Though playable on multiple platforms — including Microsoft’s Xbox 360 and Xbox One — “Minecraft” has yet to be made available on Windows 8. 

Which, says Marketplace Tech host Ben Johnson, gives Microsoft the excuse they need to diversify their company offerings, and could potentially take the company in a new direction.

“When [Microsoft CEO Satya Nadella] first took the helm, we heard a lot about cloud computing, business software, enterprise — areas where Microsoft is really still pretty important. But like any big tech company that publishes stuff, Microsoft needs to be diversified,” Johnson says. “Buying a company that makes a game like ‘Minecraft’ might help Microsoft sell people on the Windows Phone, for instance.”

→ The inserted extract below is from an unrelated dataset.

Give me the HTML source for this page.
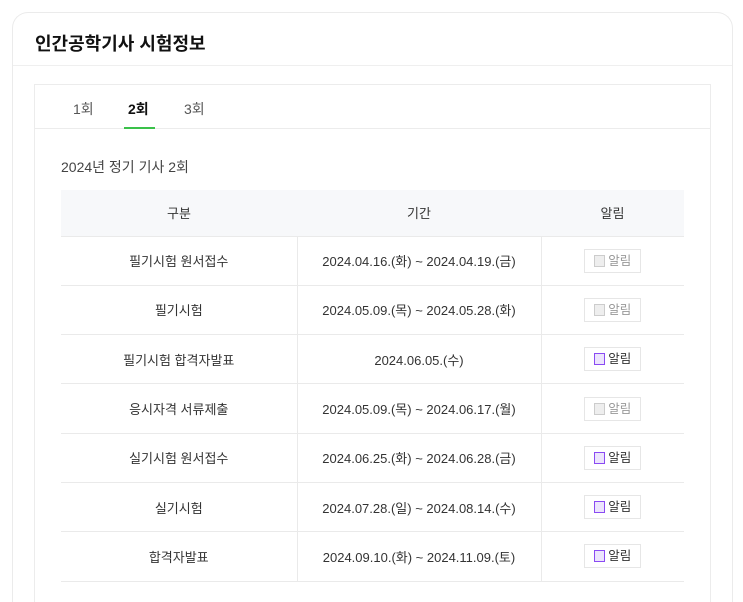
<!DOCTYPE html>
<html><head><meta charset="utf-8"><style>
*{box-sizing:border-box;margin:0;padding:0}
html,body{width:743px;height:602px;overflow:hidden}
body{background:#fff;font-family:"Liberation Sans","Noto Sans CJK KR",sans-serif;color:#333}
.wrap{position:relative;width:743px;height:602px;overflow:hidden}
.card{position:absolute;left:12px;top:12px;width:721px;height:600px;border:1px solid #ebebeb;border-bottom:none;border-radius:16px 16px 0 0;background:#fff}
.hd{height:53px;border-bottom:1px solid #efefef;padding:17px 0 0 22px;font-size:18px;font-weight:bold;color:#111}
.box{position:absolute;left:21px;top:71px;width:677px;height:530px;border:1px solid #ececec;border-bottom:none}
.tabs{height:44px;border-bottom:1px solid #ececec;position:relative;font-size:14px;color:#555}
.tabs span{position:absolute;top:14px}
.tabs .on{font-weight:bold;color:#111}
.ul{position:absolute;left:89px;top:42px;width:31px;height:2px;background:#3ac14a}
.sub{position:absolute;left:26px;top:72px;font-size:14px;color:#444}
table{position:absolute;left:26px;top:105px;width:623px;border-collapse:collapse;font-size:13px;color:#333}
th{height:46px;background:#f7f8fa;font-weight:normal;border-bottom:1px solid #eaeaea}
td{height:49.3px;border-bottom:1px solid #eaeaea;text-align:center}
td+td{border-left:1px solid #eaeaea}
.b{display:inline-block;width:57px;height:24px;border:1px solid #e6e6e6;font-size:12.5px;line-height:22px;color:#999;vertical-align:middle}
.b i{display:inline-block;width:11px;height:12px;border:1px solid #ccc;background:#eee;vertical-align:-2px;margin-right:3px}
.b.p{color:#333}.b.p i{border:1.5px solid #8a4af3;background:#ece4fd}
</style></head><body><div class="wrap">
<div class="card"><div class="hd">인간공학기사 시험정보</div>
<div class="box">
<div class="tabs"><span style="left:38px">1회</span><span class="on" style="left:93px">2회</span><span style="left:149px">3회</span><div class="ul"></div></div>
<div class="sub">2024년 정기 기사 2회</div>
<table>
<tr><th style="width:236px">구분</th><th style="width:244px">기간</th><th>알림</th></tr>
<tr><td>필기시험 원서접수</td><td>2024.04.16.(화) ~ 2024.04.19.(금)</td><td><span class="b"><i></i>알림</span></td></tr>
<tr><td>필기시험</td><td>2024.05.09.(목) ~ 2024.05.28.(화)</td><td><span class="b"><i></i>알림</span></td></tr>
<tr><td>필기시험 합격자발표</td><td>2024.06.05.(수)</td><td><span class="b p"><i></i>알림</span></td></tr>
<tr><td>응시자격 서류제출</td><td>2024.05.09.(목) ~ 2024.06.17.(월)</td><td><span class="b"><i></i>알림</span></td></tr>
<tr><td>실기시험 원서접수</td><td>2024.06.25.(화) ~ 2024.06.28.(금)</td><td><span class="b p"><i></i>알림</span></td></tr>
<tr><td>실기시험</td><td>2024.07.28.(일) ~ 2024.08.14.(수)</td><td><span class="b p"><i></i>알림</span></td></tr>
<tr><td>합격자발표</td><td>2024.09.10.(화) ~ 2024.11.09.(토)</td><td><span class="b p"><i></i>알림</span></td></tr>
</table>
</div></div>
</div></body></html>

Microsoft’s track record with buying gaming companies has been mixed. After they acquired Lionhead Studios, the company went on to create games from the “Fable” series exclusively, which garnered positive reviews. But their acquisition of Rare in 2002 was a disappointment; once known for landmark Nintendo titles such as “Banjo-Kazooie” and “Donkey Kong Country”, Rare failed to live up to expectations in the years following the acquisition, and was restructured in 2009.

If the acquisition goes through, its success depends on how Microsoft reconciles company culture with Mojang, Johnson says.

“The big question is, how much is Microsoft going to interfere with what [Mojang] does, how much it can continue doing its indie-gaming stuff without Microsoft interfering? Maybe if Microsoft lets this company continue to exist and lets it do what it does best… it might be a pretty sensible partnership.”